「こんにちは。」
「こんにちは。前回の治療で胃腸の調子は落ち着きましたか?」
「おかげさまで落ち着いたのですが、今日は左肩が痛いのです。」
「左肩?何かされましたか?」
「数日前に子どもを抱きながら歩いていたのですが、暴れたので、ちょっと肩を変に動かしたのか、その後から痛みが出たのです。」
「それは大変ですね。生活していて、不便はありませんでしたか?」
「そんなに気にならないのですが、ふとしたきっかけで痛みが出ることがあって、動くのが少し怖い感じがあります。」
(ふとしたきっかけで痛いということはインナーの問題かな?)
「肩をあげると痛みはでますか?」(肩の外転を目の前で行いながら)
「大丈夫ですね、この腕を少し動かすと痛みがでます。」
(外旋、内旋が入ると痛みだからやはりインナーの問題だけど、棘上筋は大丈夫そうだ)
「これできますか?」(結帯動作)
「できます、痛い!」
(やはりインナーだな。内旋で痛みが出やすいみたい。子どもを抱いていて、動いたから強制的に外旋させられて内旋筋が伸張して微細な傷でも出来たのかな)

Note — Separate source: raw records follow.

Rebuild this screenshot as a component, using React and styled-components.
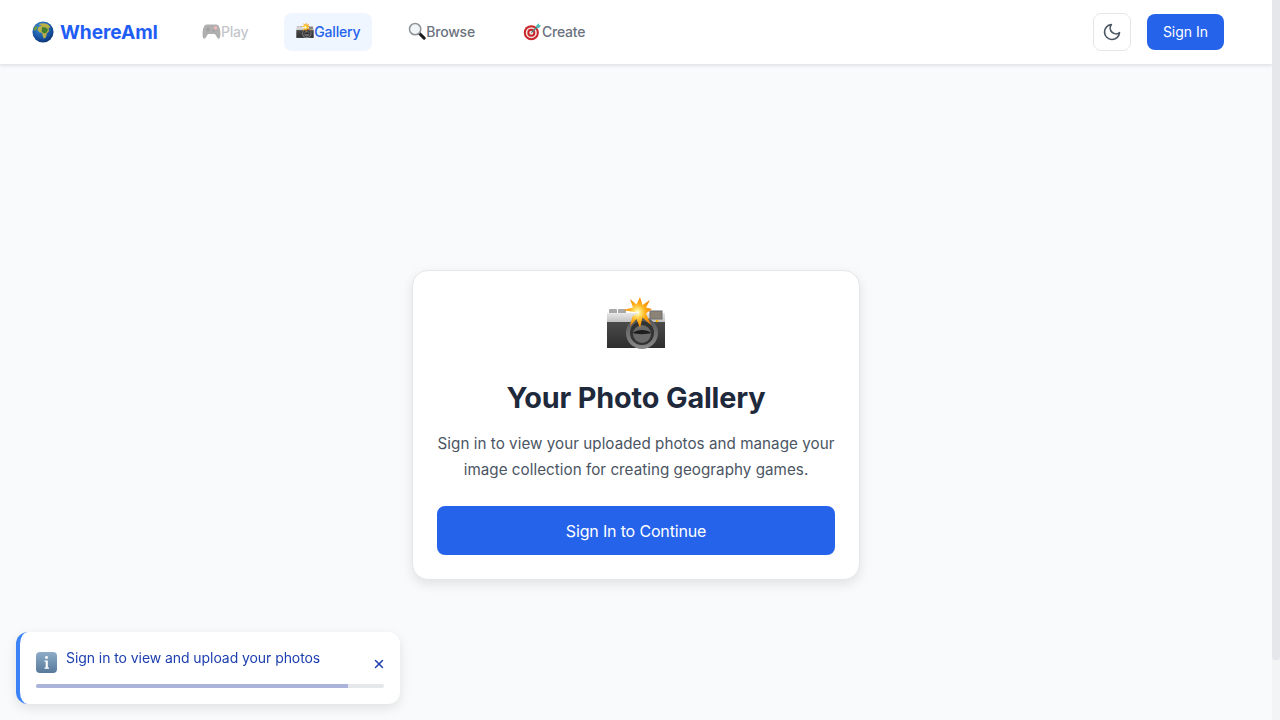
import React from "react";
import styled, { createGlobalStyle } from "styled-components";
import { X } from "lucide-react";

const Global = createGlobalStyle`
  html, body { height: 100%; }
  body {
    margin: 0;
    background: #f9fafb;
    font-family: Inter, "Liberation Sans", sans-serif;
    color: #1f2937;
    overflow: hidden;
  }
  * { box-sizing: border-box; }
`;

const Page = styled.div`
  display: flex;
  height: 720px;
  overflow: hidden;
`;
const Viewport = styled.div`
  flex: 1;
  min-width: 0;
  overflow: hidden;
`;
const ScrollTrack = styled.div`
  width: 8px;
  background: #f3f4f6;
`;
const ScrollThumb = styled.div`
  height: 660px;
  background: #e5e7eb;
  border-radius: 0 0 3px 3px;
`;
const Header = styled.header`
  height: 65px;
  background: #fff;
  border-bottom: 1px solid #e5e7eb;
  box-shadow: 0 1px 3px rgba(0, 0, 0, 0.1);
  display: flex;
  align-items: center;
  justify-content: space-between;
  padding: 0 48px 0 32px;
  position: relative;
`;
const Left = styled.div`
  display: flex;
  align-items: center;
  gap: 32px;
`;
const Logo = styled.div`
  display: flex;
  align-items: center;
  gap: 6px;
  font-size: 19.2px;
  font-weight: 700;
  letter-spacing: -0.005em;
  color: #1f5ef5;
`;
const Nav = styled.nav`
  display: flex;
  align-items: center;
  gap: 24px;
`;
const NavItem = styled.a`
  display: flex;
  align-items: center;
  height: 38px;
  padding: 0 12px 2px;
  border-radius: 8px;
  font-size: 14px;
  font-weight: 450;
  letter-spacing: -0.015em;
  color: ${(p) => (p.$active ? "#2563eb" : "#6b7280")};
  background: ${(p) => (p.$active ? "#eff6ff" : "transparent")};
  opacity: ${(p) => (p.$disabled ? 0.4 : 1)};
`;
const Right = styled.div`
  display: flex;
  align-items: center;
  gap: 16px;
`;
const ThemeButton = styled.button`
  width: 38px;
  height: 38px;
  display: flex;
  align-items: center;
  justify-content: center;
  background: #fff;
  border: 1px solid #e5e7eb;
  border-radius: 8px;
  color: #4b5563;
  padding: 0;
`;
const SignIn = styled.button`
  height: 36px;
  width: 77px;
  border: none;
  border-radius: 8px;
  background: #2563eb;
  color: #fff;
  font: 400 14px Inter, sans-serif;
  padding: 0 0 2px;
`;
const Main = styled.main`
  height: 720px;
  display: flex;
  align-items: center;
  justify-content: center;
`;
const Card = styled.section`
  width: 448px;
  height: 310px;
  background: #fff;
  border: 1px solid #e5e7eb;
  border-radius: 16px;
  box-shadow: 0 4px 12px rgba(0, 0, 0, 0.1);
  padding: 24px;
  display: flex;
  flex-direction: column;
  align-items: center;
  text-align: center;
`;
const BigEmoji = styled.div`
  height: 60px;
  margin-bottom: 25px;
`;
const Title = styled.h2`
  margin: 0 0 16px;
  font-size: 28.8px;
  line-height: 35px;
  font-weight: 700;
  letter-spacing: -0.005em;
  color: #1e293b;
`;
const Text = styled.p`
  margin: 0 0 23px;
  font-size: 15.2px;
  line-height: 26px;
  letter-spacing: 0.0025em;
  color: #4b5563;
`;
const Cta = styled.button`
  width: 100%;
  height: 49px;
  flex: none;
  border: none;
  border-radius: 8px;
  background: #2563eb;
  color: #fff;
  font: 400 16px Inter, sans-serif;
  letter-spacing: -0.01em;
`;
const Toast = styled.div`
  position: fixed;
  left: 16px;
  bottom: 16px;
  width: 384px;
  height: 72px;
  background: #fff;
  border-left: 4px solid #3b82f6;
  border-radius: 12px;
  box-shadow: 0 4px 12px rgba(0, 0, 0, 0.1);
  padding: 16px;
`;
const ToastRow = styled.div`
  display: flex;
  align-items: flex-start;
  gap: 9px;
  height: 36px;
`;
const ToastIcon = styled.span`
  display: flex;
  margin-top: 4px;
`;
const ToastText = styled.span`
  flex: 1;
  font-size: 14px;
  line-height: 20px;
  letter-spacing: -0.005em;
  color: #1e40af;
`;
const Close = styled.button`
  background: none;
  border: none;
  padding: 0;
  margin: 9px -1.5px 0 0;
  color: #1e40af;
  display: flex;
`;
const Track = styled.div`
  height: 4px;
  border-radius: 2px;
  background: #e5e7eb;
  overflow: hidden;
`;
const Fill = styled.div`
  height: 100%;
  background: #aab3d9;
`;
const EmojiSvg = styled.svg`
  flex: none;
  display: block;
`;

const Globe = ({ size }) => (
  <EmojiSvg width={size} height={size} viewBox="0 0 24 24">
    <defs>
      <radialGradient id="gl" cx="0.4" cy="0.3" r="0.8">
        <stop offset="0" stopColor="#3f8fe0" />
        <stop offset="0.7" stopColor="#134a96" />
        <stop offset="1" stopColor="#0b2a5c" />
      </radialGradient>
    </defs>
    <circle cx="12" cy="12" r="11.5" fill="url(#gl)" />
    <path d="M7 3.500c3-1.500 7-1.600 10 0 1.600 1 2.600 2.200 3 3.600l-2 .5.6 3.200-2.600 3-.8 4-2.200 1.600-1.300-3-.6-3.400-3-.6-2-2.300.8-3.200L10.500 5z" fill="#b9b04a" />
    <path d="M11 6.500l4 .6 2.500 2-1.500 3.500-2.500 1-3-2z" fill="#3f7d33" />
    <path d="M1.500 9c1-1.500 2-3 3-3.800l1.300 1.300-.5 2.500-2.300 1.500z" fill="#6f9a3a" />
  </EmojiSvg>
);

const Camera = ({ size }) => {
  const id = `c${size}`;
  return (
    <EmojiSvg width={size} height={size} viewBox="0 0 60 60">
      <defs>
        <linearGradient id={`${id}b`} x1="0" y1="0" x2="0" y2="1">
          <stop offset="0" stopColor="#4a4a4a" />
          <stop offset="1" stopColor="#2e2e2e" />
        </linearGradient>
        <linearGradient id={`${id}t`} x1="0" y1="0" x2="0" y2="1">
          <stop offset="0" stopColor="#e8e8e8" />
          <stop offset="1" stopColor="#bcbcbc" />
        </linearGradient>
        <radialGradient id={`${id}f`}>
          <stop offset="0" stopColor="#fff" />
          <stop offset="0.2" stopColor="#ffe97a" />
          <stop offset="0.55" stopColor="#ffb01a" />
          <stop offset="1" stopColor="#f78400" />
        </radialGradient>
        <linearGradient id={`${id}r`} x1="0" y1="0" x2="0" y2="1">
          <stop offset="0" stopColor="#555" />
          <stop offset="1" stopColor="#8a8a8a" />
        </linearGradient>
      </defs>
      <rect x="3" y="14" width="8" height="6" rx="1" fill="#a9a9a9" />
      <rect x="12" y="14" width="8" height="6" rx="1" fill="#a9a9a9" />
      <rect x="1" y="18" width="58" height="10" fill={`url(#${id}t)`} />
      <rect x="1" y="27" width="58" height="26" fill={`url(#${id}b)`} />
      <rect x="44" y="16" width="12" height="8" fill="#8c8378" stroke="#6a6a6a" />
      <circle cx="51" cy="26" r="1.300" fill="#f5b301" />
      <circle cx="36" cy="38" r="16" fill={`url(#${id}r)`} />
      <circle cx="36" cy="38" r="12" fill="#333" />
      <circle cx="36" cy="39" r="9" fill="#6a6a6a" />
      <path d="M27 38c3-4 15-4 18 0-3 1.500-15 1.500-18 0z" fill="#1d1d1d" />
      <polygon
        points="33,18 17,15 27,12.500 24,4 30.500,9.500 34,2 36.500,10 44,5 40,12.500 46,14 40,18.500 45,30 36.500,22.500 34,33 30.500,24 24,31 26.500,21"
        fill={`url(#${id}f)`}
      />
    </EmojiSvg>
  );
};

const Gamepad = ({ size }) => (
  <EmojiSvg width={size} height={size} viewBox="0 0 24 24">
    <path d="M6 3h12c3 0 4.500 4 5 8 .5 4.500.5 10-2 10-2 0-3-5-5-6H8c-2 1-3 6-5 6-2.500 0-2.500-5.500-2-10 .5-4 2-8 5-8z" fill="#3a3a3a" />
    <path d="M5 8.500h5v2H5zM6.500 7h2v5h-2z" fill="#151515" />
    <circle cx="17" cy="7.500" r="2.200" fill="#d9534f" />
    <circle cx="15" cy="11" r="1.400" fill="#151515" />
  </EmojiSvg>
);

const Magnifier = ({ size }) => (
  <EmojiSvg width={size} height={size} viewBox="0 0 24 24">
    <path d="M14 14l7.500 7.500" stroke="#1c1c1c" strokeWidth="4" strokeLinecap="round" />
    <circle cx="9.500" cy="9.500" r="7.500" fill="#f2f5f7" stroke="#8f9499" strokeWidth="2" />
  </EmojiSvg>
);

const Target = ({ size }) => (
  <EmojiSvg width={size} height={size} viewBox="0 0 24 24">
    <circle cx="10.500" cy="13.500" r="9.500" fill="#c9252d" />
    <circle cx="10.500" cy="13.500" r="7" fill="#f4e2dc" />
    <circle cx="10.500" cy="13.500" r="5" fill="#c9252d" />
    <circle cx="10.500" cy="13.500" r="2.500" fill="#f4e2dc" />
    <path d="M10.500 13.500L19 5" stroke="#3a8f8a" strokeWidth="1.500" />
    <path d="M17 4.500l3-3 .5 2.500 2.500.5-3 3-3-.5z" fill="#45b8b0" />
  </EmojiSvg>
);

const Info = ({ size }) => (
  <EmojiSvg width={size} height={size} viewBox="0 0 21 21">
    <defs>
      <linearGradient id="inf" x1="0" y1="0" x2="0" y2="1">
        <stop offset="0" stopColor="#8fadc9" />
        <stop offset="1" stopColor="#56789a" />
      </linearGradient>
    </defs>
    <rect width="21" height="21" rx="4" fill="url(#inf)" />
    <circle cx="10.500" cy="5.500" r="1.400" fill="#fff" />
    <path d="M8.500 8.500h3.300v7h1.200v1.200H8.500v-1.200h1.200V9.700H8.500z" fill="#fff" />
  </EmojiSvg>
);

const Moon = () => (
  <EmojiSvg width="20" height="20" viewBox="0 0 24 24" fill="none" stroke="currentColor" strokeWidth="2" strokeLinecap="round" strokeLinejoin="round">
    <path d="M21 12.790A9 9 0 1 1 11.210 3 7 7 0 0 0 21 12.790z" />
  </EmojiSvg>
);

export default function App() {
  return (
    <Page>
      <Global />
      <Viewport>
        <Header>
          <Left>
            <Logo><Globe size={22} /><span>WhereAmI</span></Logo>
            <Nav>
              <NavItem $disabled><Gamepad size={19} />Play</NavItem>
              <NavItem $active><Camera size={18} />Gallery</NavItem>
              <NavItem><Magnifier size={18} />Browse</NavItem>
              <NavItem><Target size={19} />Create</NavItem>
            </Nav>
          </Left>
          <Right>
            <ThemeButton aria-label="Toggle theme"><Moon /></ThemeButton>
            <SignIn>Sign In</SignIn>
          </Right>
        </Header>
        <Main>
          <Card>
            <BigEmoji><Camera size={60} /></BigEmoji>
            <Title>Your Photo Gallery</Title>
            <Text>Sign in to view your uploaded photos and manage your image collection for creating geography games.</Text>
            <Cta>Sign In to Continue</Cta>
          </Card>
        </Main>
      </Viewport>
      <ScrollTrack><ScrollThumb /></ScrollTrack>
      <Toast>
        <ToastRow>
          <ToastIcon><Info size={21} /></ToastIcon>
          <ToastText>Sign in to view and upload your photos</ToastText>
          <Close aria-label="Close"><X size={14} strokeWidth={2.5} /></Close>
        </ToastRow>
        <Track><Fill style={{ width: "89.7%" }} /></Track>
      </Toast>
    </Page>
  );
}
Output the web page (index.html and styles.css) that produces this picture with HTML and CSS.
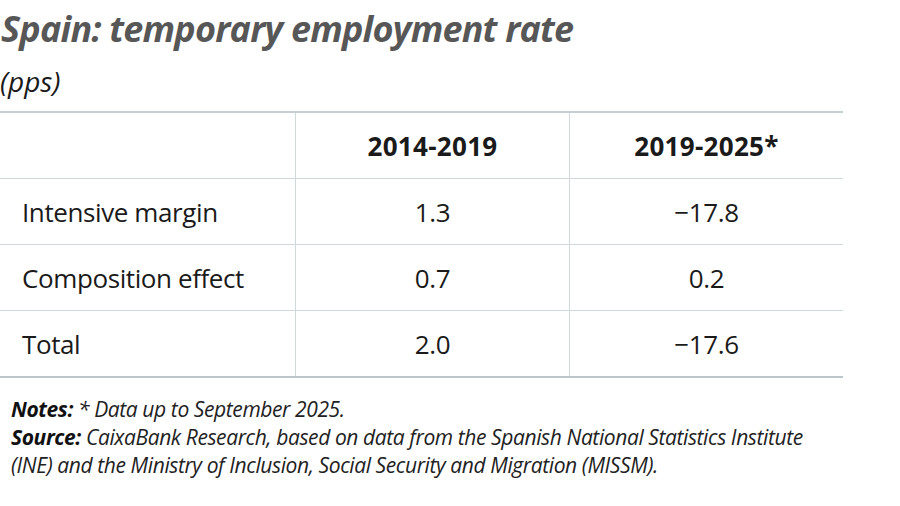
FILE: index.html
```html
<!doctype html>
<html lang="en">

    <head>
        <meta charset="UTF-8" />
        <title>Spain: temporary employment rate</title>
        <link rel="stylesheet" href="styles.css">
    </head>

    <body>
        <div class="chart">
            <h1 class="title">Spain: temporary employment rate</h1>
            <div class="unit">(pps)</div>
            <table class="data">
                <thead>
                    <tr>
                        <th class="label"></th>
                        <th>2014-2019</th>
                        <th>2019-2025*</th>
                    </tr>
                </thead>
                <tbody>
                    <tr>
                        <td class="label">Intensive margin</td>
                        <td>1.3</td>
                        <td>&minus;17.8</td>
                    </tr>
                    <tr>
                        <td class="label">Composition effect</td>
                        <td>0.7</td>
                        <td>0.2</td>
                    </tr>
                    <tr>
                        <td class="label">Total</td>
                        <td>2.0</td>
                        <td>&minus;17.6</td>
                    </tr>
                </tbody>
            </table>
            <div class="notes">
                <p><b>Notes:</b> * Data up to September 2025.</p>
                <p><b>Source:</b> CaixaBank Research, based on data from the Spanish National Statistics Institute<br>(INE) and the Ministry of Inclusion, Social Security and Migration (MISSM).</p>
            </div>
        </div>
    </body>

</html>
```

FILE: styles.css
```css
* {
    padding: 0px;
    margin: 0px;
}

html,
body {
    width: 100%;
    height: 100%;
    background: #fff;
    font-family: "Open Sans", "Noto Sans", sans-serif;
    color: #1a1a1a;
}

.chart {
    width: 843px;
}

.title {
    font-size: 36px;
    font-style: italic;
    font-weight: 700;
    color: #575757;
    letter-spacing: -0.8px;
    line-height: 44px;
    padding-top: 7px;
    padding-left: 1px;
}

.unit {
    font-size: 28px;
    font-style: italic;
    line-height: 34px;
    padding-top: 13px;
    height: 47px;
}

.data {
    width: 843px;
    border-collapse: collapse;
    border-top: 2px solid #c6cfd3;
    border-bottom: 2px solid #bcc5c9;
}

.data th,
.data td {
    height: 65px;
    font-size: 26px;
    letter-spacing: -0.4px;
    text-align: center;
    vertical-align: middle;
    border-top: 1px solid #d0d8db;
    border-left: 1px solid #d0d8db;
}

.data th {
    font-weight: 700;
    letter-spacing: 0.3px;
}

.data .label {
    width: 273px;
    text-align: left;
    padding-left: 22px;
    border-left: none;
}

.data th:last-child,
.data td:last-child {
    width: 273px;
}

.notes {
    padding-top: 17px;
    padding-left: 11px;
    font-size: 21px;
    font-style: italic;
    line-height: 28px;
    letter-spacing: -0.4px;
    color: #222;
    white-space: nowrap;
}

.notes b {
    font-weight: 700;
    color: #111;
}
```
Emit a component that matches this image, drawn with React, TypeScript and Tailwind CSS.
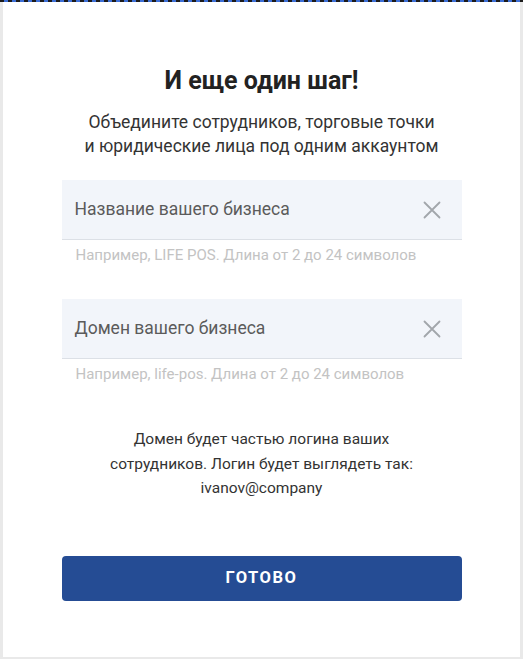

「痛かったですね。わかりました。診察して治療に入ろうと思うので、仰向けに寝て頂けますか。」
「分かりました。」
「そういえば、前回教えて頂いたお店美味しかったですよ。美味しいもの食べ過ぎてお腹の調子が悪くなっているのではないですか?」
「行ったのですか?美味しいですよね。普段から美味しいものを食べている訳ではないですよ。」
「肉の焼き方が絶妙でしたよ。私も料理をしますが、肉を焼くと硬すぎたり、生過ぎたりで、火がしっかりと通っていて軟らかいのができないのですよね。」
「そうでしょ。しかも、安いから食べ過ぎても値段を心配しなくていいですよね。」
「食べ過ぎは駄目ですよ。気持ちはよく分かりますけど・・・。」
「気を付けます。」
「うつ伏せになりましょう。」
「はい。」
(内旋筋に問題があるかもしれないから広背筋と大円筋はどうかな?)
「ここは痛いですか?」(肩甲骨下角の外縁を押して)
「大丈夫です。」
「そうですか、分かりました。」
(広背筋と大円筋は大丈夫だったか)
「お腹はすっきりする感じがありますか?」
「あります。けど・・・先生・・・・・・痛いのは左肩ですけど・・・」
「・・・・・・・・・・・」
時間が止まります。空気も止まります。
びっくり過ぎると汗すら出ないですよ。
弁明の余地がないぐらい右肩でした。